Connection Three Ways


Few would argue that connections aren't important. Being human involves making connections with other people, the environments and systems we find ourselves immersed in, and even with our own thoughts and feelings. We are social beings, and as such, we thrive when we're able to successfully interact with the people, places, and systems surrounding us, but interestingly enough, many would also find it difficult to explain how they actually establish these important connections.

I believe we connect in three fundamental ways. Firstly through emotions, secondly through thoughts, and thirdly through actions. 

The foundation of human connection is anchored in our emotions. It's hard to make a meaningful connection without beginning with our heart. If we don't feel an emotional connection with another person, place, or process, it's hard to be inspired to evolve that connection toward any other purpose or context.

Emotional connections set up potential intellectual connections. Feeling comfortable with another in the affective domain allows us the safe space and opportunity to explore thoughts and ideas together. Thoughts often lead to actions. 

Making connections with others starts with our hearts (emotions), continues with our heads (thoughts), and evolves with our hands (actions). 

It's common to hear catchphrases within organizations sounding something like "we make connections..." and this 'connecting' with others is primarily thought of in positive ways, but it's also entirely possible that our connections can be negative and lead to negative outcomes. There are those among us, perhaps many, who choose to use their emotions, their thoughts, and their actions to connect with people in ways that are manipulative, perhaps immoral, even wicked, and wrongful. They do it to gain influence or power, to increase wealth, to enact revenge and for many other insidious reasons. It remains somewhat ironic that what is generally considered a righteous and generative thing to do, the effort to make connections can also lead to very wrong and damaging things happening.

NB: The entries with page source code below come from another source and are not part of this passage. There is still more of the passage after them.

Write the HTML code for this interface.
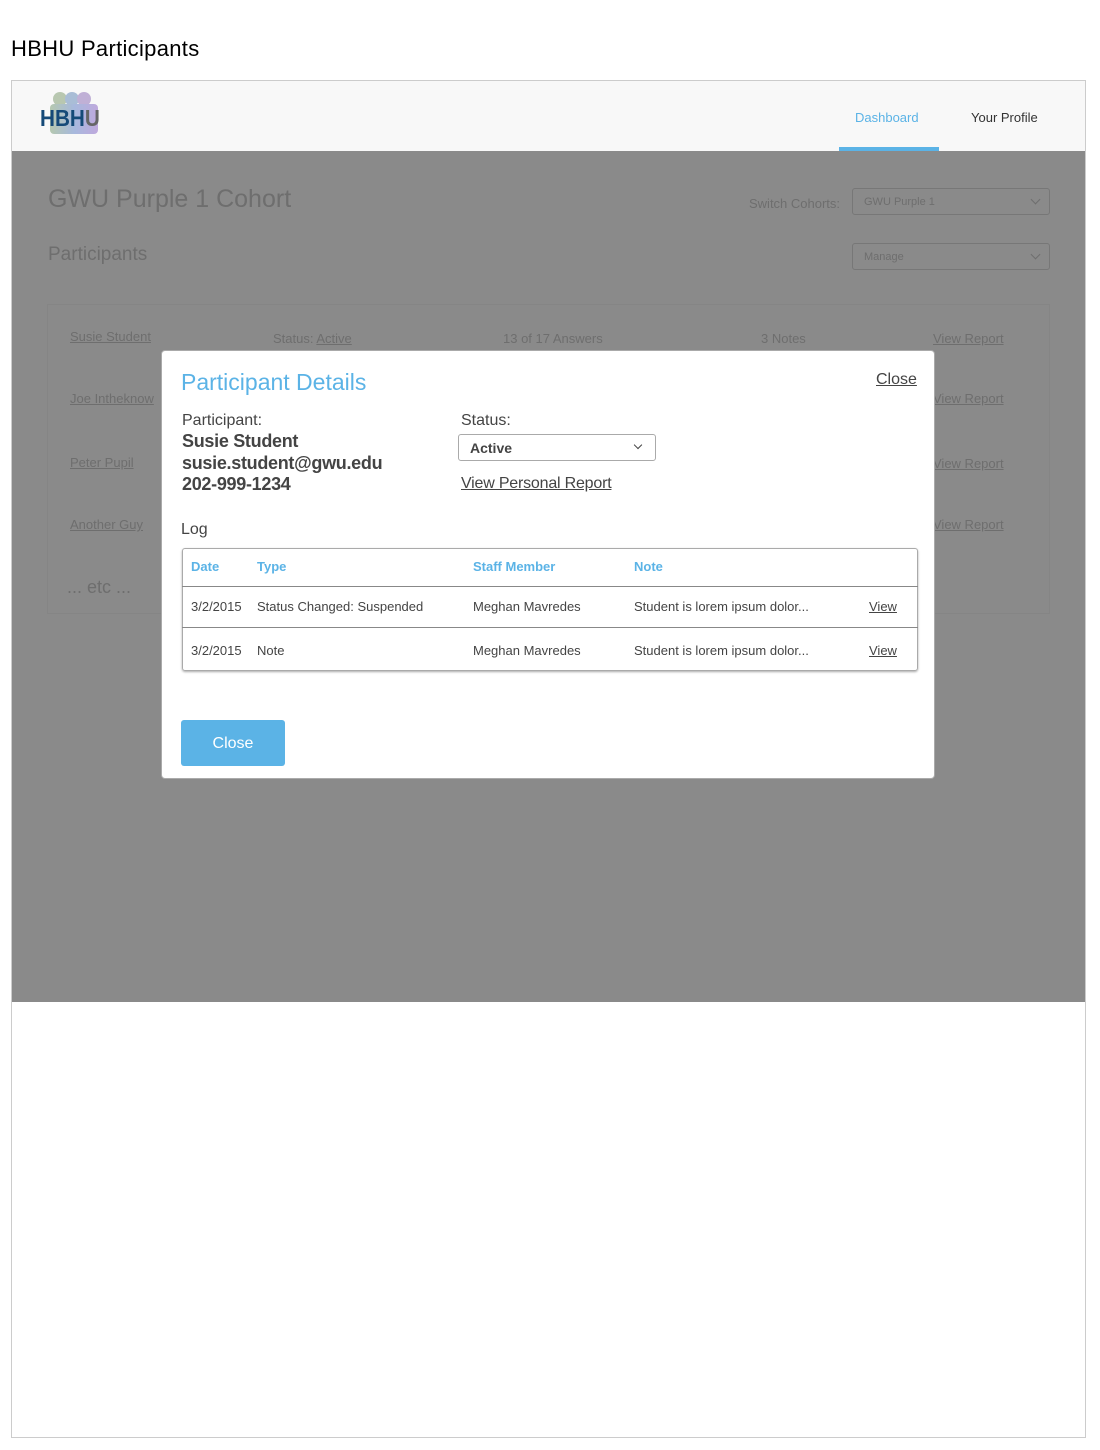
<!DOCTYPE html>
<html><head><style>
*{box-sizing:border-box;margin:0;padding:0}
body{width:1100px;height:1450px;background:#fff;font-family:"Liberation Sans",sans-serif;position:relative;overflow:hidden;color:#444}
.a{position:absolute;white-space:nowrap}
.dim{color:#6e6e6e}
u{text-decoration:underline}
.sel{position:absolute;border:1px solid #777;border-radius:3px;font-size:11px;color:#6e6e6e;padding:7px 11px}
.chev{position:absolute;right:10px;top:8px;width:7px;height:7px;border-right:1.5px solid currentColor;border-bottom:1.5px solid currentColor;transform:rotate(45deg)}
</style></head><body>
<div class="a" style="left:11px;top:36px;font-size:22px;color:#000;letter-spacing:0.3px">HBHU Participants</div>
<div class="a" style="left:11px;top:80px;width:1075px;height:1358px;border:1px solid #ccc"></div>
<div class="a" style="left:12px;top:81px;width:1073px;height:70px;background:#f8f8f8"></div>
<div class="a" style="left:53px;top:92px;width:14px;height:14px;border-radius:50%;background:#b8c7b0"></div>
<div class="a" style="left:65px;top:92px;width:14px;height:14px;border-radius:50%;background:#a9bdd6"></div>
<div class="a" style="left:77px;top:92px;width:14px;height:14px;border-radius:50%;background:#c0b0d6"></div>
<div class="a" style="left:50px;top:104px;width:48px;height:30px;background:linear-gradient(90deg,#b5c8b0,#a7b9dd,#bfa9dd);border-radius:4px"></div>
<div class="a" style="left:40px;top:105px;font-size:23px;font-weight:bold;color:#154a78;transform:scaleX(0.9);transform-origin:left">HBH<span style="color:#666">U</span></div>
<div class="a" style="left:855px;top:110px;font-size:13px;color:#5bb3e6">Dashboard</div>
<div class="a" style="left:839px;top:147px;width:100px;height:4px;background:#5bb3e6"></div>
<div class="a" style="left:971px;top:110px;font-size:13px;color:#333">Your Profile</div>
<div class="a" style="left:12px;top:151px;width:1073px;height:851px;background:#8a8a8a"></div>
<div class="a dim" style="left:48px;top:185px;font-size:25px">GWU Purple 1 Cohort</div>
<div class="a dim" style="left:48px;top:244px;font-size:19px">Participants</div>
<div class="a dim" style="left:749px;top:196px;font-size:13px">Switch Cohorts:</div>
<div class="sel" style="left:852px;top:188px;width:198px;height:27px">GWU Purple 1<span class="chev" style="top:7px"></span></div>
<div class="sel" style="left:852px;top:243px;width:198px;height:27px">Manage<span class="chev" style="top:7px"></span></div>
<div class="a" style="left:47px;top:304px;width:1003px;height:310px;border:1px solid #858585"></div>
<div class="a dim" style="left:70px;top:329px;font-size:13px"><u>Susie Student</u></div>
<div class="a dim" style="left:273px;top:331px;font-size:13px">Status: <u>Active</u></div>
<div class="a dim" style="left:503px;top:331px;font-size:13px">13 of 17 Answers</div>
<div class="a dim" style="left:761px;top:331px;font-size:13px">3 Notes</div>
<div class="a dim" style="left:933px;top:331px;font-size:13px"><u>View Report</u></div>
<div class="a dim" style="left:70px;top:391px;font-size:13px"><u>Joe Intheknow</u></div>
<div class="a dim" style="left:933px;top:391px;font-size:13px"><u>View Report</u></div>
<div class="a dim" style="left:70px;top:455px;font-size:13px"><u>Peter Pupil</u></div>
<div class="a dim" style="left:933px;top:456px;font-size:13px"><u>View Report</u></div>
<div class="a dim" style="left:70px;top:517px;font-size:13px"><u>Another Guy</u></div>
<div class="a dim" style="left:933px;top:517px;font-size:13px"><u>View Report</u></div>
<div class="a dim" style="left:67px;top:577px;font-size:18px">... etc ...</div>
<div class="a" style="left:161px;top:350px;width:774px;height:429px;background:#fff;border:1px solid #aaa;border-radius:4px"></div>
<div class="a" style="left:181px;top:369px;font-size:23px;color:#5bb3e6">Participant Details</div>
<div class="a" style="left:876px;top:371px;font-size:16px;color:#444"><u>Close</u></div>
<div class="a" style="left:182px;top:412px;font-size:16px">Participant:</div>
<div class="a" style="left:182px;top:431px;font-size:18px;font-weight:bold;line-height:21.5px;letter-spacing:-0.3px">Susie Student<br>susie.student@gwu.edu<br>202-999-1234</div>
<div class="a" style="left:461px;top:412px;font-size:16px">Status:</div>
<div class="a" style="left:458px;top:434px;width:198px;height:27px;border:1px solid #aaa;border-radius:3px;font-size:14px;font-weight:bold;padding:5px 11px;color:#444">Active<span class="chev" style="right:14px;top:7px;width:6px;height:6px"></span></div>
<div class="a" style="left:461px;top:475px;font-size:16px;letter-spacing:-0.2px"><u>View Personal Report</u></div>
<div class="a" style="left:181px;top:521px;font-size:16px">Log</div>
<div class="a" style="left:182px;top:548px;width:736px;height:123px;border:1px solid #aaa;border-radius:3px;box-shadow:0 1px 2px #aaa"></div>
<div class="a" style="left:182px;top:586px;width:736px;height:1px;background:#888"></div>
<div class="a" style="left:182px;top:627px;width:736px;height:1px;background:#888"></div>
<div class="a" style="left:191px;top:559px;font-size:13px;font-weight:bold;color:#5bb3e6">Date</div>
<div class="a" style="left:257px;top:559px;font-size:13px;font-weight:bold;color:#5bb3e6">Type</div>
<div class="a" style="left:473px;top:559px;font-size:13px;font-weight:bold;color:#5bb3e6">Staff Member</div>
<div class="a" style="left:634px;top:559px;font-size:13px;font-weight:bold;color:#5bb3e6">Note</div>
<div class="a" style="left:191px;top:599px;font-size:13px">3/2/2015</div>
<div class="a" style="left:257px;top:599px;font-size:13px">Status Changed: Suspended</div>
<div class="a" style="left:473px;top:599px;font-size:13px">Meghan Mavredes</div>
<div class="a" style="left:634px;top:599px;font-size:13px">Student is lorem ipsum dolor...</div>
<div class="a" style="left:869px;top:599px;font-size:13px"><u>View</u></div>
<div class="a" style="left:191px;top:643px;font-size:13px">3/2/2015</div>
<div class="a" style="left:257px;top:643px;font-size:13px">Note</div>
<div class="a" style="left:473px;top:643px;font-size:13px">Meghan Mavredes</div>
<div class="a" style="left:634px;top:643px;font-size:13px">Student is lorem ipsum dolor...</div>
<div class="a" style="left:869px;top:643px;font-size:13px"><u>View</u></div>
<div class="a" style="left:181px;top:720px;width:104px;height:46px;background:#5bb3e6;border-radius:3px;color:#fff;font-size:16px;text-align:center;line-height:48px">Close</div>
</body></html>
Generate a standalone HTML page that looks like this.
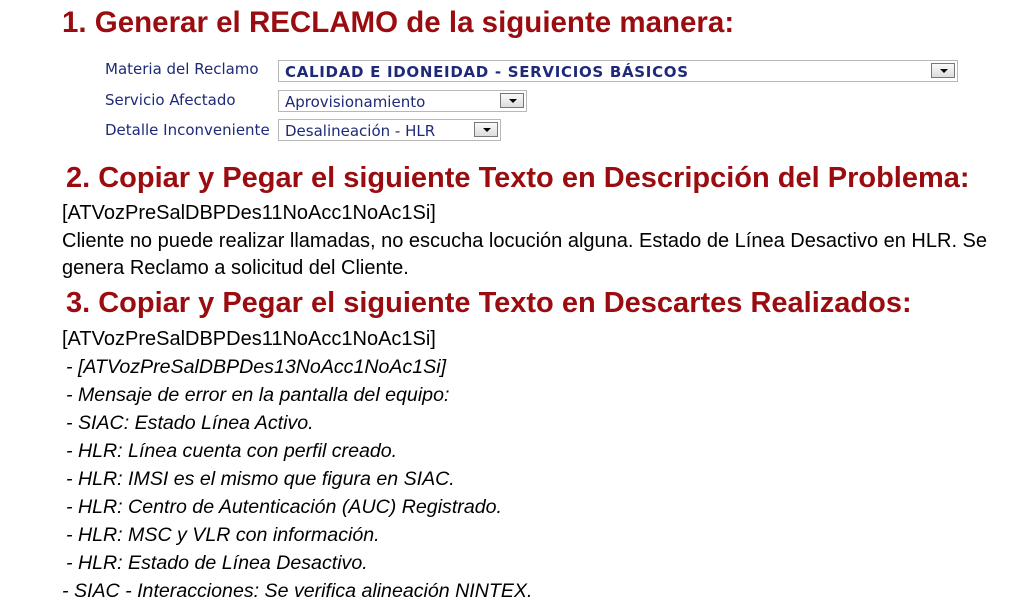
<!DOCTYPE html>
<html><head><meta charset="utf-8"><style>
body{margin:0;width:1017px;height:605px;background:#fff;position:relative;overflow:hidden;font-family:"Liberation Sans",sans-serif}
.a{position:absolute;white-space:nowrap;line-height:22px}
.h{color:#9a0c10;font-weight:bold;font-size:29px;line-height:30px}
.t{font-size:20px;color:#000}
.i{font-style:italic;font-size:19.6px}
.l{font-family:"DejaVu Sans",sans-serif;font-size:15px;color:#1e2a78;line-height:16px}
.s{position:absolute;border:1px solid #b8b8b8;background:#fff;box-sizing:border-box;font-family:"DejaVu Sans",sans-serif;font-size:15px;color:#1e2a78;padding:3px 6px;line-height:16px;white-space:nowrap}
.b{position:absolute;top:2px;right:2px;width:24px;height:15px;border:1px solid #777;background:linear-gradient(#fafafa,#dcdcdc);box-sizing:border-box}
.b:after{content:"";position:absolute;left:8px;top:5px;border-left:4px solid transparent;border-right:4px solid transparent;border-top:4px solid #000}
</style></head><body>
<div class="a h" style="left:62px;top:8px;font-size:29.5px">1. Generar el RECLAMO de la siguiente manera:</div>
<div class="a l" style="left:105px;top:61px">Materia del Reclamo</div>
<div class="a l" style="left:105px;top:92px">Servicio Afectado</div>
<div class="a l" style="left:105px;top:122px">Detalle Inconveniente</div>
<div class="s" style="left:278px;top:60px;width:680px;height:22px;font-weight:bold;letter-spacing:0.7px">CALIDAD E IDONEIDAD - SERVICIOS BÁSICOS<div class="b"></div></div>
<div class="s" style="left:278px;top:90px;width:249px;height:22px">Aprovisionamiento<div class="b"></div></div>
<div class="s" style="left:278px;top:119px;width:223px;height:22px">Desalineación - HLR<div class="b"></div></div>
<div class="a h" style="left:66px;top:163px">2. Copiar y Pegar el siguiente Texto en Descripción del Problema:</div>
<div class="a t" style="left:62px;top:202px">[ATVozPreSalDBPDes11NoAcc1NoAc1Si]</div>
<div class="a t" style="left:62px;top:230px">Cliente no puede realizar llamadas, no escucha locución alguna. Estado de Línea Desactivo en HLR. Se</div>
<div class="a t" style="left:62px;top:257px">genera Reclamo a solicitud del Cliente.</div>
<div class="a h" style="left:66px;top:288px">3. Copiar y Pegar el siguiente Texto en Descartes Realizados:</div>
<div class="a t" style="left:62px;top:328px">[ATVozPreSalDBPDes11NoAcc1NoAc1Si]</div>
<div class="a t i" style="left:66px;top:356px">- [ATVozPreSalDBPDes13NoAcc1NoAc1Si]</div>
<div class="a t i" style="left:66px;top:384px">- Mensaje de error en la pantalla del equipo:</div>
<div class="a t i" style="left:66px;top:412px">- SIAC: Estado Línea Activo.</div>
<div class="a t i" style="left:66px;top:440px">- HLR: Línea cuenta con perfil creado.</div>
<div class="a t i" style="left:66px;top:468px">- HLR: IMSI es el mismo que figura en SIAC.</div>
<div class="a t i" style="left:66px;top:496px">- HLR: Centro de Autenticación (AUC) Registrado.</div>
<div class="a t i" style="left:66px;top:524px">- HLR: MSC y VLR con información.</div>
<div class="a t i" style="left:66px;top:552px">- HLR: Estado de Línea Desactivo.</div>
<div class="a t i" style="left:62px;top:580px">- SIAC - Interacciones: Se verifica alineación NINTEX.</div>
</body></html>
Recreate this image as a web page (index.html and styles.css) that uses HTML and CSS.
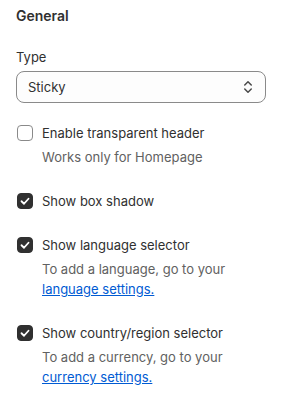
FILE: index.html
```html
<!DOCTYPE html>
<html>
<head>
<meta charset="utf-8">
<link rel="stylesheet" href="styles.css">
</head>
<body>
<div class="panel">
  <h2 class="heading">General</h2>
  <div class="field">
    <label class="label">Type</label>
    <div class="select">
      <span class="select-value">Sticky</span>
      <svg class="select-icon" viewBox="0 0 20 20" width="20" height="20"><path d="M6.75 8 10 4.75 13.25 8M6.75 12 10 15.25 13.25 12" fill="none" stroke="#4a4a4a" stroke-width="1.5" stroke-linecap="round" stroke-linejoin="round"/></svg>
    </div>
  </div>
  <div class="options">
    <div class="option">
      <div class="row"><span class="box"></span><span class="text">Enable transparent header</span></div>
      <div class="help">Works only for Homepage</div>
    </div>
    <div class="option">
      <div class="row"><span class="box checked"><svg viewBox="0 0 16 16" width="16" height="16"><path d="M4.5 8.25 7 10.75 11.5 5.75" fill="none" stroke="#fff" stroke-width="1.8" stroke-linecap="round" stroke-linejoin="round"/></svg></span><span class="text">Show box shadow</span></div>
    </div>
    <div class="option">
      <div class="row"><span class="box checked"><svg viewBox="0 0 16 16" width="16" height="16"><path d="M4.5 8.25 7 10.75 11.5 5.75" fill="none" stroke="#fff" stroke-width="1.8" stroke-linecap="round" stroke-linejoin="round"/></svg></span><span class="text">Show language selector</span></div>
      <div class="help">To add a language, go to your <a href="#">language settings.</a></div>
    </div>
    <div class="option">
      <div class="row"><span class="box checked"><svg viewBox="0 0 16 16" width="16" height="16"><path d="M4.5 8.25 7 10.75 11.5 5.75" fill="none" stroke="#fff" stroke-width="1.8" stroke-linecap="round" stroke-linejoin="round"/></svg></span><span class="text">Show country/region selector</span></div>
      <div class="help">To add a currency, go to your <a href="#">currency settings.</a></div>
    </div>
  </div>
</div>
</body>
</html>
```
FILE: styles.css
```css
html, body {
  margin: 0;
  padding: 0;
  background: #ffffff;
}
body {
  font-family: Inter, "Liberation Sans", sans-serif;
  font-size: 13px;
  line-height: 20px;
  color: #303030;
}
.panel {
  padding: 6px 16px 0 16px;
}
.heading {
  margin: 0;
  font-size: 14px;
  font-weight: 600;
  line-height: 20px;
  color: #303030;
}
.field {
  margin-top: 21px;
  display: flex;
  flex-direction: column;
  gap: 4px;
}
.label {
  display: block;
  line-height: 20px;
}
.select {
  box-sizing: border-box;
  height: 32px;
  border: 1px solid #8a8a8a;
  border-radius: 8px;
  background: #fdfdfd;
  display: flex;
  align-items: center;
  padding: 0 7px 0 11px;
}
.select-value {
  flex: 1;
}
.select-icon {
  display: block;
}
.options {
  margin-top: 20px;
  display: flex;
  flex-direction: column;
  gap: 24px;
}
.option {
  display: flex;
  flex-direction: column;
  gap: 4px;
}
.row {
  display: flex;
  align-items: center;
  gap: 9px;
  height: 20px;
}
.box {
  box-sizing: border-box;
  width: 16px;
  height: 16px;
  margin-left: 1px;
  border: 1px solid #8a8a8a;
  border-radius: 4px;
  background: #fff;
  flex: none;
}
.box.checked {
  background: #303030;
  border-color: #303030;
  position: relative;
}
.box.checked svg {
  position: absolute;
  left: -1px;
  top: -1px;
}
.help {
  padding-left: 26px;
  color: #616161;
}
.help a {
  color: #005bd3;
  text-decoration: underline;
}
```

One needs only to look at the current political climate. There is absolutely zero doubt that many prominent politicians use tactical strategies to deliberately connect with people's emotions for questionable reasons. I once had a professor as an undergrad who would speak about Plato's views on  emotion and reason as "two horses pulling us in opposite directions." People who crave power and control don't desire that their subjects can employ reason and think for themselves as this renders them more difficult to manipulate. Preying on their emotions is a much more leverageable effort to make.  

If powerful people are successful at planting the seed of desire in those they wish to control, and manipulating the emotions that surround that desire, they have a good chance at also successfully manipulating what people know, or perhaps a better way to say it, what they think they know. This is an arguably precarious reality, and brings me back to my assertion that few would argue that connections aren't important, but they can be important to effect good, and bad realities. A strong need for temperament becomes very much in play if we're to avoid the latter.

In order to trust that another's intent to connect with us is pure and authentic, we need to reflect clearly on the type of temperament the other is employing to do so, and also perhaps more importantly the temperament we're employing to perceive it.


The image above from fourtemperaments.com lays out the four different types of temperaments. Each of us employs a blend of temperaments depending on the situation, and the outcome we're intending for our behavior. I suggest that becoming very familiar with the different types and degrees of temperament would be a purposefully fruitful effort to make, From the article, 
All the major theories recognize the four dimensions (temperaments) of behavior: Choleric, Sanguine, Phlegmatic, and Melancholy. These four temperaments represent a unique cluster of inborn traits that causes you, in part, to do what you do. Everyone is a blend of all four temperaments and the greatest influence on a person’s behavior is from their first temperament.
In our attempts to make connections with other people, and to intelligently perceive why others are attempting to make connections with us, being cognizant of the temperament/s being employed is a wise move. 'Considering the source,' as they say, is a principle that we need to be vitally attuned to, and especially when the source is us. In the process of connection-making, knowing where we're coming from regarding our own temperament allows us to more lucidly articulate why others are trying to make a connection with us. 

May all your connections be good ones.